The jodan stance is, in essence, a stance assumed when facing a weaker adversary and S. Takano saluted his opponent just before assuming jodan, a stance he used with great excellence. So it was supposed to be him the one who “pushed” his antagonist, even without attacking him. But it was K. Naïto who, with his chudan kamae (a less offensive stance) created the already mentioned situation, forcing Takano to strike him in order not to forced to withdraw even more. It was that way of managing the fight that the other senseis considered as “magnificent beyond any description”.

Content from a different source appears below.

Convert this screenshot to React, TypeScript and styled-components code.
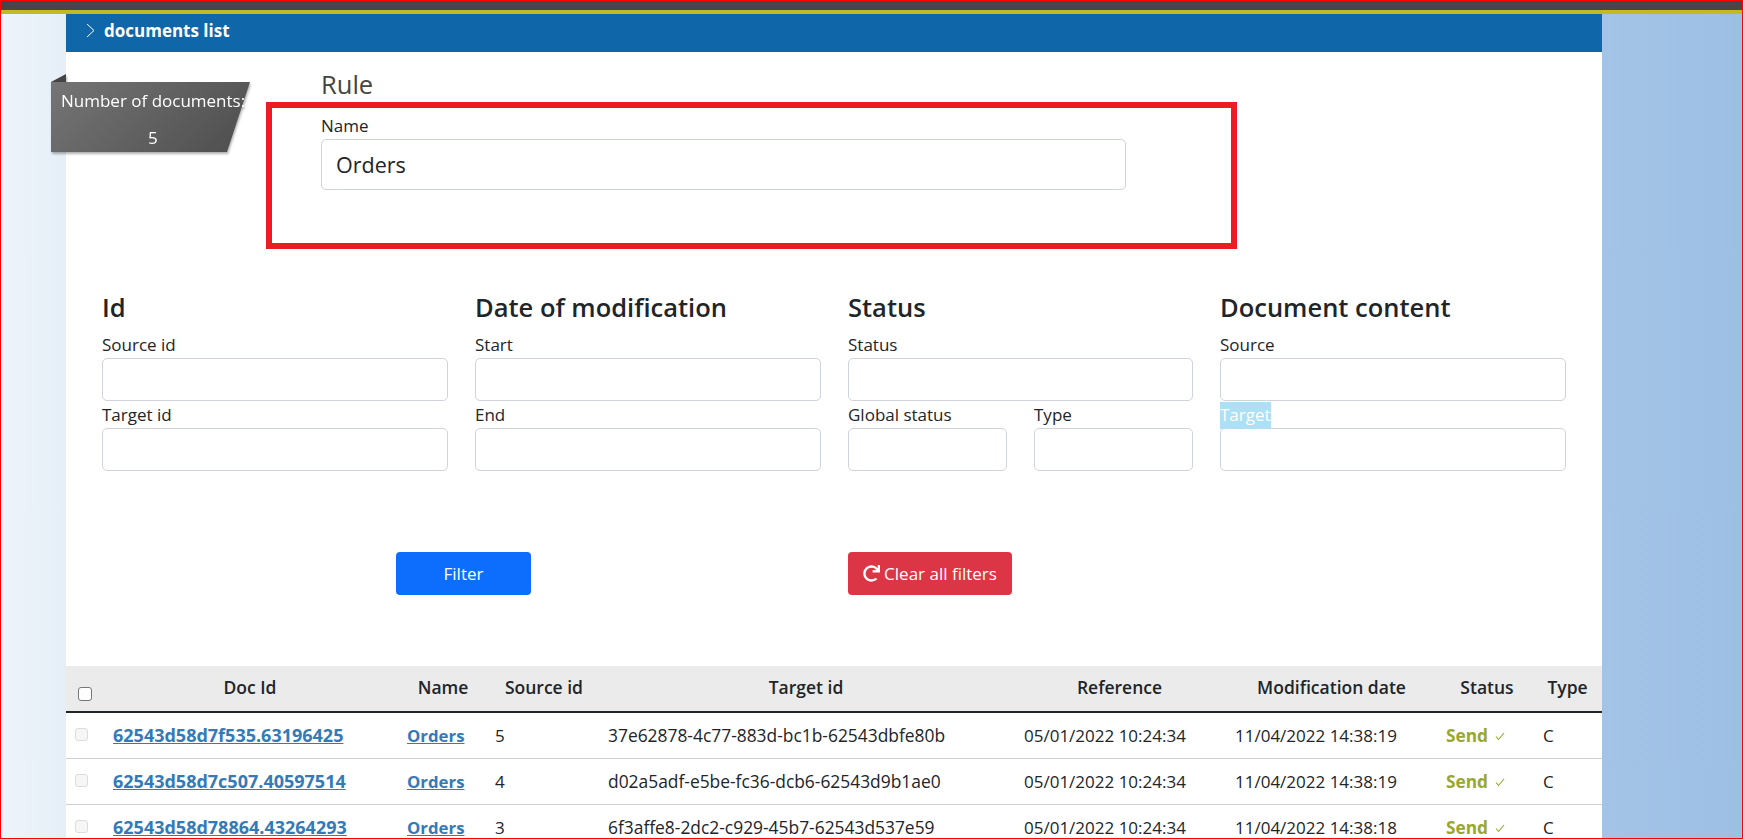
import styled, { createGlobalStyle } from "styled-components";
import { FaRedo } from "react-icons/fa";

const GlobalStyle = createGlobalStyle`
  html, body {
    margin: 0;
    padding: 0;
    background: #fff;
  }
  * {
    box-sizing: border-box;
  }
  body {
    font-family: "Open Sans", "Noto Sans", sans-serif;
    font-size: 17px;
    color: #212529;
  }
`;

const Frame = styled.div`
  width: 1743px;
  height: 839px;
  border: 1px solid #ff0000;
  overflow: hidden;
  display: flex;
  flex-direction: column;
`;

const TopBar = styled.div`
  flex: none;
  height: 13px;
  background: #464547;
  border-bottom: 4px solid #c2b924;
`;

const Body = styled.div`
  flex: 1;
  display: grid;
  grid-template-columns: 65px 1536px 140px;
  min-height: 0;
`;

const LeftGutter = styled.div`
  background: linear-gradient(to right, #edf4fb, #e6eef7);
`;

const RightGutter = styled.div`
  background: linear-gradient(to right, #a3c4e7, #9dbfe3);
`;

const Main = styled.main`
  position: relative;
  background: #fff;
  min-width: 0;
`;

const TitleBar = styled.div`
  height: 38px;
  background: #0f67aa;
  color: #fff;
  display: flex;
  align-items: center;
  gap: 9px;
  padding: 0 0 6px 20px;
  font-size: 17px;
  font-weight: 700;
  svg {
    display: block;
  }
`;

const Badge = styled.div`
  position: absolute;
  left: -15px;
  top: 60px;
  width: 199px;
  height: 80px;
  color: #fff;
  font-size: 17px;
  filter: drop-shadow(1px 2px 1px rgba(0, 0, 0, 0.3));
`;

const BadgeFold = styled.div`
  position: absolute;
  left: 0;
  top: 0;
  width: 15px;
  height: 8px;
  background: #444;
  clip-path: polygon(0 100%, 100% 0, 100% 100%);
`;

const BadgeBody = styled.div`
  position: absolute;
  left: 0;
  top: 8px;
  width: 199px;
  height: 70px;
  background: linear-gradient(135deg, #757575, #4d4d4d);
  clip-path: polygon(0 0, 100% 0, 176px 100%, 0 100%);
`;

const BadgeText = styled.div`
  position: absolute;
  left: 10px;
  white-space: nowrap;
  top: ${(props: { $top: number }) => props.$top}px;
`;

const BadgeCount = styled(BadgeText)`
  left: 97px;
`;

const RuleSection = styled.section`
  padding: 18px 0 0 255px;
  height: 241px;
`;

const RuleTitle = styled.h3`
  margin: 0 0 16px;
  font-size: 25.5px;
  font-weight: 400;
  line-height: 28px;
  color: #444;
`;

const Label = styled.label`
  display: block;
  font-size: 17px;
  line-height: 26px;
  height: 26px;
  white-space: nowrap;
  overflow: visible;
`;

const RuleLabel = styled(Label)`
  height: 25px;
  line-height: 24px;
`;

const NameInput = styled.input`
  display: block;
  width: 805px;
  height: 51px;
  padding: 0 14px 1px;
  font: inherit;
  font-size: 21.5px;
  color: #212529;
  border: 1px solid #ced4da;
  border-radius: 5px;
  background: #fff;
`;

const Highlight = styled.div`
  position: absolute;
  left: 200px;
  top: 88px;
  width: 971px;
  height: 147px;
  border: 6px solid #ed1c24;
  pointer-events: none;
`;

const Filters = styled.section`
  display: grid;
  grid-template-columns: 346px 346px 345px 346px;
  column-gap: 27px;
  padding-left: 36px;
`;

const FilterColumn = styled.div`
  min-width: 0;
`;

const FilterTitle = styled.h4`
  margin: -1px 0 10px;
  font-size: 25.5px;
  font-weight: 600;
  line-height: 30px;
  white-space: nowrap;
`;

const Field = styled.input`
  display: block;
  width: 100%;
  height: 43px;
  margin-bottom: 1px;
  border: 1px solid #ced4da;
  border-radius: 5px;
  background: #fff;
`;

const FieldPair = styled.div`
  display: grid;
  grid-template-columns: 159px 159px;
  column-gap: 27px;
`;

const SelectedLabel = styled(Label)`
  span {
    display: inline-block;
    height: 27px;
    background: #addff5;
    color: #fff;
  }
`;

const Actions = styled.div`
  display: flex;
  padding: 80px 0 0 330px;
  height: 194px;
`;

const FilterButton = styled.button`
  width: 135px;
  height: 43px;
  border: 0;
  border-radius: 4px;
  background: #0d6efd;
  color: #fff;
  font: inherit;
  font-size: 17px;
`;

const ClearButton = styled.button`
  margin-left: 317px;
  width: 164px;
  height: 43px;
  border: 0;
  border-radius: 4px;
  background: #dc3545;
  color: #fff;
  font: inherit;
  font-size: 17px;
  display: flex;
  align-items: center;
  justify-content: center;
  gap: 4px;
  white-space: nowrap;
`;

const Table = styled.table`
  width: 1536px;
  table-layout: fixed;
  border-collapse: collapse;
`;

const HeadRow = styled.tr`
  height: 46px;
  background: #ebebeb;
  border-bottom: 2px solid #212529;
`;

const Th = styled.th<{ $left?: number; $right?: number }>`
  padding: 0 ${(props) => props.$right ?? 0}px 4px ${(props) => props.$left ?? 0}px;
  font-size: 17.5px;
  font-weight: 600;
  text-align: center;
  white-space: nowrap;
  color: #212529;
`;

const Row = styled.tr`
  height: 46px;
  border-bottom: 1px solid #cfcfcf;
`;

const Td = styled.td`
  padding: 0 0 0 10px;
  font-size: 17px;
  white-space: nowrap;
`;

const TargetTd = styled(Td)`
  font-size: 17.4px;
`;

const CheckCell = styled.td`
  padding: 0 0 2px 9px;
`;

const HeadCheckCell = styled.th`
  padding: 10px 0 0 12px;
  text-align: left;
`;

const HeadCheck = styled.input`
  display: block;
  appearance: none;
  margin: 0;
  width: 14px;
  height: 14px;
  background: #fff;
  border: 1px solid #767676;
  border-radius: 3px;
`;

const RowCheck = styled.input`
  display: block;
  appearance: none;
  margin: 0;
  width: 13px;
  height: 13px;
  background: #f6f6f6;
  border: 1px solid #dcdcdc;
  border-radius: 3px;
`;

const DocLink = styled.a`
  color: #337ab7;
  font-weight: 700;
  text-decoration: underline;
  font-size: ${(props: { $size: number }) => props.$size}px;
`;

const StatusText = styled.span`
  display: inline-flex;
  align-items: center;
  gap: 7px;
  color: #98a82f;
  font-weight: 700;
  font-size: 17.3px;
  svg {
    display: block;
    margin-top: 3px;
  }
`;

const rows = [
  { id: "62543d58d7f535.63196425", source: "5", target: "37e62878-4c77-883d-bc1b-62543dbfe80b", mod: "11/04/2022 14:38:19" },
  { id: "62543d58d7c507.40597514", source: "4", target: "d02a5adf-e5be-fc36-dcb6-62543d9b1ae0", mod: "11/04/2022 14:38:19" },
  { id: "62543d58d78864.43264293", source: "3", target: "6f3affe8-2dc2-c929-45b7-62543d537e59", mod: "11/04/2022 14:38:18" },
];

const colWidths = [37, 294, 88, 113, 416, 211, 211, 97, 69];

export default function App() {
  return (
    <>
      <GlobalStyle />
      <Frame>
        <TopBar />
        <Body>
          <LeftGutter />
          <Main>
            <TitleBar>
              <svg width="9" height="15" viewBox="0 0 9 15" fill="none" stroke="#fff" strokeWidth="1">
                <path d="M1 1l7 6.5L1 14" />
              </svg>
              documents list
            </TitleBar>
            <Badge>
              <BadgeFold />
              <BadgeBody />
              <BadgeText $top={15}>Number of documents:</BadgeText>
              <BadgeCount $top={52}>5</BadgeCount>
            </Badge>
            <RuleSection>
              <RuleTitle>Rule</RuleTitle>
              <RuleLabel>Name</RuleLabel>
              <NameInput readOnly value="Orders" />
            </RuleSection>
            <Highlight />
            <Filters>
              <FilterColumn>
                <FilterTitle>Id</FilterTitle>
                <Label>Source id</Label>
                <Field />
                <Label>Target id</Label>
                <Field />
              </FilterColumn>
              <FilterColumn>
                <FilterTitle>Date of modification</FilterTitle>
                <Label>Start</Label>
                <Field />
                <Label>End</Label>
                <Field />
              </FilterColumn>
              <FilterColumn>
                <FilterTitle>Status</FilterTitle>
                <Label>Status</Label>
                <Field />
                <FieldPair>
                  <div>
                    <Label>Global status</Label>
                    <Field />
                  </div>
                  <div>
                    <Label>Type</Label>
                    <Field />
                  </div>
                </FieldPair>
              </FilterColumn>
              <FilterColumn>
                <FilterTitle>Document content</FilterTitle>
                <Label>Source</Label>
                <Field />
                <SelectedLabel>
                  <span>Target</span>
                </SelectedLabel>
                <Field />
              </FilterColumn>
            </Filters>
            <Actions>
              <FilterButton>Filter</FilterButton>
              <ClearButton>
                <FaRedo size={17} />
                Clear all filters
              </ClearButton>
            </Actions>
            <Table>
              <colgroup>
                {colWidths.map((w, i) => (
                  <col key={i} width={w} />
                ))}
              </colgroup>
              <thead>
                <HeadRow>
                  <HeadCheckCell>
                    <HeadCheck type="checkbox" />
                  </HeadCheckCell>
                  <Th>Doc Id</Th>
                  <Th $left={4}>Name</Th>
                  <Th $left={5}>Source id</Th>
                  <Th>Target id</Th>
                  <Th>Reference</Th>
                  <Th $left={2}>Modification date</Th>
                  <Th $left={5}>Status</Th>
                  <Th>Type</Th>
                </HeadRow>
              </thead>
              <tbody>
                {rows.map((row) => (
                  <Row key={row.id}>
                    <CheckCell>
                      <RowCheck type="checkbox" disabled />
                    </CheckCell>
                    <Td>
                      <DocLink href="#" $size={18}>{row.id}</DocLink>
                    </Td>
                    <Td>
                      <DocLink href="#" $size={16.8}>Orders</DocLink>
                    </Td>
                    <Td>{row.source}</Td>
                    <TargetTd>{row.target}</TargetTd>
                    <Td>05/01/2022 10:24:34</Td>
                    <Td>{row.mod}</Td>
                    <Td>
                      <StatusText>
                        Send
                        <svg width="10" height="9" viewBox="0 0 10 9" fill="none" stroke="#98a82f" strokeWidth="1.1">
                          <path d="M1 4.5l2.5 3L9 1" />
                        </svg>
                      </StatusText>
                    </Td>
                    <Td>C</Td>
                  </Row>
                ))}
              </tbody>
            </Table>
          </Main>
          <RightGutter />
        </Body>
      </Frame>
    </>
  );
}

Now, what mattered in kendo, at that level, it was not to be able to achieve or not achieve a decisive strike over the antagonist, but how to dominate his fighting will (ki). If it is possible to overwhelm the opponent’s ki, he will not be able to attack, and even if he does it, his gesture will not be perfect, because the “ki-ken-tai” (the unity of spirit, sword and body) will not be completely imbued in his technique. If one achieves to drive the adversary into such a situation, it’s not even necessary to attack. You see, back then, kendo was practised with such proficiency, that allowed such conscience level. To the normal spectator’s eyes, S. Takano’s strikes appeared as magnificent and, furthermore, were executed without any visible opposition from his opponent, but for the high level masters it was evident those strikes were not decisive and that’s the reason why K. Naïto decided not to parried.
That’s why, still today, kendo masters attribute a great deal of importance to the “emanation” of energy and of will (kiai-sémé) that precedes the actual exchange of blows during the combat. That kind of combat is considered, by some modern kendokas, as the ideal of kendo, it’s last stage, and is called kyukyoku-nokendo.